> **WRITTEN PROBLEM**:
Below is a block of records; reproduce all of them exactly and leave out any pictures.

Records
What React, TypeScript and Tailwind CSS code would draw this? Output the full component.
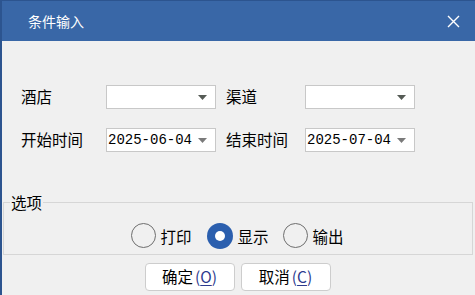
import React from "react";

const cjk = { fontFamily: '"Microsoft YaHei", "Noto Sans CJK SC", sans-serif' };

function Arrow({ dark }: { dark?: boolean }) {
  return (
    <svg width="9" height="5" viewBox="0 0 9 5" className="shrink-0">
      <path d="M0 0h9L4.5 5z" fill={dark ? "#555b55" : "#7a7a7a"} />
    </svg>
  );
}

function Combo({ value }: { value?: string }) {
  return (
    <div className="flex h-[24px] w-[110px] items-center justify-between border border-[#c8c8c8] bg-white pl-[1px] pr-[8px]">
      <span className="text-[14px] leading-none text-black" style={{ fontFamily: '"Liberation Mono", monospace' }}>
        {value ?? ""}
      </span>
      <Arrow dark={!value} />
    </div>
  );
}

function Radio({ label, checked }: { label: string; checked?: boolean }) {
  return (
    <div className="flex h-[34px] w-[71px] items-start gap-[5px] bg-[#f0f0f0] pl-[4px] pt-[3px]">
      {checked ? (
        <span className="flex h-[26px] w-[26px] shrink-0 items-center justify-center rounded-full bg-[#2b5fae]">
          <span className="h-[10px] w-[10px] rounded-full bg-white" />
        </span>
      ) : (
        <span className="h-[25px] w-[25px] shrink-0 rounded-full border-[1.5px] border-[#6e6e6e] bg-[#f0f0f0]" />
      )}
      <span className="mt-[1px] text-[15.5px] leading-[24px] text-black">{label}</span>
    </div>
  );
}

function Btn({ text, key1 }: { text: string; key1: string }) {
  return (
    <button className="flex h-[28px] w-[90px] items-center justify-center rounded-[4px] border border-[#cdcdcd] bg-white text-[15.5px] leading-none text-black">
      <span>{text}</span>
      <span className="ml-[2px] text-[#2d3a8e]">
        (<span className="underline underline-offset-2">{key1}</span>)
      </span>
    </button>
  );
}

export default function App() {
  return (
    <div className="h-[295px] w-[475px] overflow-hidden border-l-2 border-t border-[#2c548f] bg-[#f0f0f0]" style={cjk}>
      <div className="flex h-[40px] items-center justify-between bg-[#3967a7] pl-[26px] pr-[15px]">
        <span className="text-[14px] text-white">条件输入</span>
        <svg width="13" height="13" viewBox="0 0 13 13">
          <path d="M1 1l11 11M12 1L1 12" stroke="white" strokeWidth="1.4" />
        </svg>
      </div>

      <div className="flex flex-col gap-[19px] pl-[19px] pt-[44px]">
        <div className="flex items-center">
          <span className="w-[85px] text-[15.5px] text-black">酒店</span>
          <Combo />
          <span className="ml-[10px] w-[79px] text-[15.5px] text-black">渠道</span>
          <Combo />
        </div>
        <div className="flex items-center">
          <span className="w-[85px] text-[15.5px] text-black">开始时间</span>
          <Combo value="2025-06-04" />
          <span className="ml-[10px] w-[79px] text-[15.5px] text-black">结束时间</span>
          <Combo value="2025-07-04" />
        </div>
      </div>

      <div className="relative ml-[1px] mt-[50px] h-[53px] w-[470px] border border-[#d6d6d6]">
        <span className="absolute left-[6px] top-[-12px] bg-[#f0f0f0] px-[1px] text-[15.5px] leading-[22px] text-black">选项</span>
        <div className="relative flex justify-center gap-[5px] pt-[17px]">
          <Radio label="打印" />
          <Radio label="显示" checked />
          <Radio label="输出" />
        </div>
      </div>

      <div className="mt-[8px] flex justify-center gap-[6px] pr-[2px]">
        <Btn text="确定" key1="O" />
        <Btn text="取消" key1="C" />
      </div>
    </div>
  );
}
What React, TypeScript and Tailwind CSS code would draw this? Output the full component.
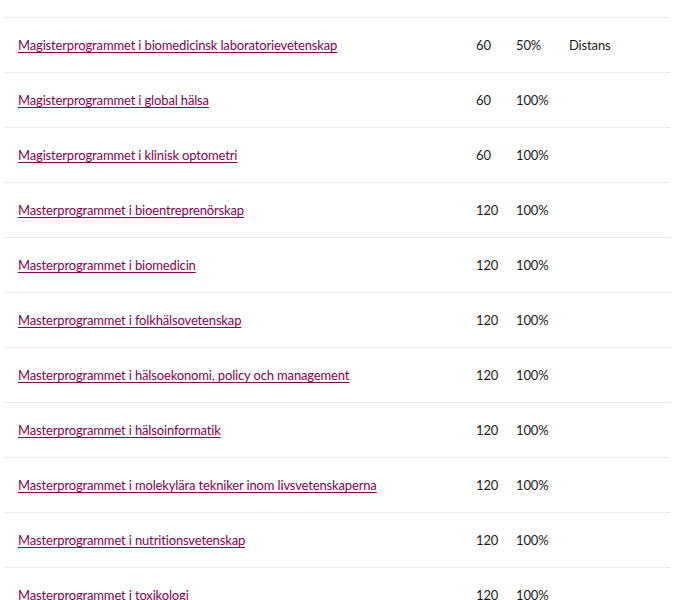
const rows = [
  { name: 'Magisterprogrammet i biomedicinsk laboratorievetenskap', hp: '60', pace: '50%', form: 'Distans' },
  { name: 'Magisterprogrammet i global hälsa', hp: '60', pace: '100%', form: '' },
  { name: 'Magisterprogrammet i klinisk optometri', hp: '60', pace: '100%', form: '' },
  { name: 'Masterprogrammet i bioentreprenörskap', hp: '120', pace: '100%', form: '' },
  { name: 'Masterprogrammet i biomedicin', hp: '120', pace: '100%', form: '' },
  { name: 'Masterprogrammet i folkhälsovetenskap', hp: '120', pace: '100%', form: '' },
  { name: 'Masterprogrammet i hälsoekonomi, policy och management', hp: '120', pace: '100%', form: '' },
  { name: 'Masterprogrammet i hälsoinformatik', hp: '120', pace: '100%', form: '' },
  { name: 'Masterprogrammet i molekylära tekniker inom livsvetenskaperna', hp: '120', pace: '100%', form: '' },
  { name: 'Masterprogrammet i nutritionsvetenskap', hp: '120', pace: '100%', form: '' },
  { name: 'Masterprogrammet i toxikologi', hp: '120', pace: '100%', form: '' },
]

export default function App() {
  return (
    <div className="h-[600px] overflow-hidden bg-white px-1 font-['Lato',sans-serif] text-[13px] tracking-[-0.15px] text-[#1a1a1a]">
      <table className="mt-[17px] w-[666px] table-fixed border-collapse border-t border-[#ebebeb]">
        <colgroup>
          <col className="w-[458px]" />
          <col className="w-[40px]" />
          <col className="w-[53px]" />
          <col className="w-[115px]" />
        </colgroup>
        <tbody>
          {rows.map((r) => (
            <tr key={r.name} className="h-[55px] border-b border-[#ebebeb]">
              <td className="pt-[2px] pl-[14px] align-middle">
                <a href="#" className="text-[#870052] underline underline-offset-2">
                  {r.name}
                </a>
              </td>
              <td className="pt-[2px] pl-[14px]">{r.hp}</td>
              <td className="pt-[2px] pl-[14px]">{r.pace}</td>
              <td className="pt-[2px] pl-[14px]">{r.form}</td>
            </tr>
          ))}
        </tbody>
      </table>
    </div>
  )
}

> **TASK ANSWER**:
What React, TypeScript and Tailwind CSS code would draw this? Output the full component.
import React from "react";

const cjk = { fontFamily: '"Microsoft YaHei", "Noto Sans CJK SC", sans-serif' };

function Arrow({ dark }: { dark?: boolean }) {
  return (
    <svg width="9" height="5" viewBox="0 0 9 5" className="shrink-0">
      <path d="M0 0h9L4.5 5z" fill={dark ? "#555b55" : "#7a7a7a"} />
    </svg>
  );
}

function Combo({ value }: { value?: string }) {
  return (
    <div className="flex h-[24px] w-[110px] items-center justify-between border border-[#c8c8c8] bg-white pl-[1px] pr-[8px]">
      <span className="text-[14px] leading-none text-black" style={{ fontFamily: '"Liberation Mono", monospace' }}>
        {value ?? ""}
      </span>
      <Arrow dark={!value} />
    </div>
  );
}

function Radio({ label, checked }: { label: string; checked?: boolean }) {
  return (
    <div className="flex h-[34px] w-[71px] items-start gap-[5px] bg-[#f0f0f0] pl-[4px] pt-[3px]">
      {checked ? (
        <span className="flex h-[26px] w-[26px] shrink-0 items-center justify-center rounded-full bg-[#2b5fae]">
          <span className="h-[10px] w-[10px] rounded-full bg-white" />
        </span>
      ) : (
        <span className="h-[25px] w-[25px] shrink-0 rounded-full border-[1.5px] border-[#6e6e6e] bg-[#f0f0f0]" />
      )}
      <span className="mt-[1px] text-[15.5px] leading-[24px] text-black">{label}</span>
    </div>
  );
}

function Btn({ text, key1 }: { text: string; key1: string }) {
  return (
    <button className="flex h-[28px] w-[90px] items-center justify-center rounded-[4px] border border-[#cdcdcd] bg-white text-[15.5px] leading-none text-black">
      <span>{text}</span>
      <span className="ml-[2px] text-[#2d3a8e]">
        (<span className="underline underline-offset-2">{key1}</span>)
      </span>
    </button>
  );
}

export default function App() {
  return (
    <div className="h-[295px] w-[475px] overflow-hidden border-l-2 border-t border-[#2c548f] bg-[#f0f0f0]" style={cjk}>
      <div className="flex h-[40px] items-center justify-between bg-[#3967a7] pl-[26px] pr-[15px]">
        <span className="text-[14px] text-white">条件输入</span>
        <svg width="13" height="13" viewBox="0 0 13 13">
          <path d="M1 1l11 11M12 1L1 12" stroke="white" strokeWidth="1.4" />
        </svg>
      </div>

      <div className="flex flex-col gap-[19px] pl-[19px] pt-[44px]">
        <div className="flex items-center">
          <span className="w-[85px] text-[15.5px] text-black">酒店</span>
          <Combo />
          <span className="ml-[10px] w-[79px] text-[15.5px] text-black">渠道</span>
          <Combo />
        </div>
        <div className="flex items-center">
          <span className="w-[85px] text-[15.5px] text-black">开始时间</span>
          <Combo value="2025-06-04" />
          <span className="ml-[10px] w-[79px] text-[15.5px] text-black">结束时间</span>
          <Combo value="2025-07-04" />
        </div>
      </div>

      <div className="relative ml-[1px] mt-[50px] h-[53px] w-[470px] border border-[#d6d6d6]">
        <span className="absolute left-[6px] top-[-12px] bg-[#f0f0f0] px-[1px] text-[15.5px] leading-[22px] text-black">选项</span>
        <div className="relative flex justify-center gap-[5px] pt-[17px]">
          <Radio label="打印" />
          <Radio label="显示" checked />
          <Radio label="输出" />
        </div>
      </div>

      <div className="mt-[8px] flex justify-center gap-[6px] pr-[2px]">
        <Btn text="确定" key1="O" />
        <Btn text="取消" key1="C" />
      </div>
    </div>
  );
}
What React, TypeScript and Tailwind CSS code would draw this? Output the full component.
const rows = [
  { name: 'Magisterprogrammet i biomedicinsk laboratorievetenskap', hp: '60', pace: '50%', form: 'Distans' },
  { name: 'Magisterprogrammet i global hälsa', hp: '60', pace: '100%', form: '' },
  { name: 'Magisterprogrammet i klinisk optometri', hp: '60', pace: '100%', form: '' },
  { name: 'Masterprogrammet i bioentreprenörskap', hp: '120', pace: '100%', form: '' },
  { name: 'Masterprogrammet i biomedicin', hp: '120', pace: '100%', form: '' },
  { name: 'Masterprogrammet i folkhälsovetenskap', hp: '120', pace: '100%', form: '' },
  { name: 'Masterprogrammet i hälsoekonomi, policy och management', hp: '120', pace: '100%', form: '' },
  { name: 'Masterprogrammet i hälsoinformatik', hp: '120', pace: '100%', form: '' },
  { name: 'Masterprogrammet i molekylära tekniker inom livsvetenskaperna', hp: '120', pace: '100%', form: '' },
  { name: 'Masterprogrammet i nutritionsvetenskap', hp: '120', pace: '100%', form: '' },
  { name: 'Masterprogrammet i toxikologi', hp: '120', pace: '100%', form: '' },
]

export default function App() {
  return (
    <div className="h-[600px] overflow-hidden bg-white px-1 font-['Lato',sans-serif] text-[13px] tracking-[-0.15px] text-[#1a1a1a]">
      <table className="mt-[17px] w-[666px] table-fixed border-collapse border-t border-[#ebebeb]">
        <colgroup>
          <col className="w-[458px]" />
          <col className="w-[40px]" />
          <col className="w-[53px]" />
          <col className="w-[115px]" />
        </colgroup>
        <tbody>
          {rows.map((r) => (
            <tr key={r.name} className="h-[55px] border-b border-[#ebebeb]">
              <td className="pt-[2px] pl-[14px] align-middle">
                <a href="#" className="text-[#870052] underline underline-offset-2">
                  {r.name}
                </a>
              </td>
              <td className="pt-[2px] pl-[14px]">{r.hp}</td>
              <td className="pt-[2px] pl-[14px]">{r.pace}</td>
              <td className="pt-[2px] pl-[14px]">{r.form}</td>
            </tr>
          ))}
        </tbody>
      </table>
    </div>
  )
}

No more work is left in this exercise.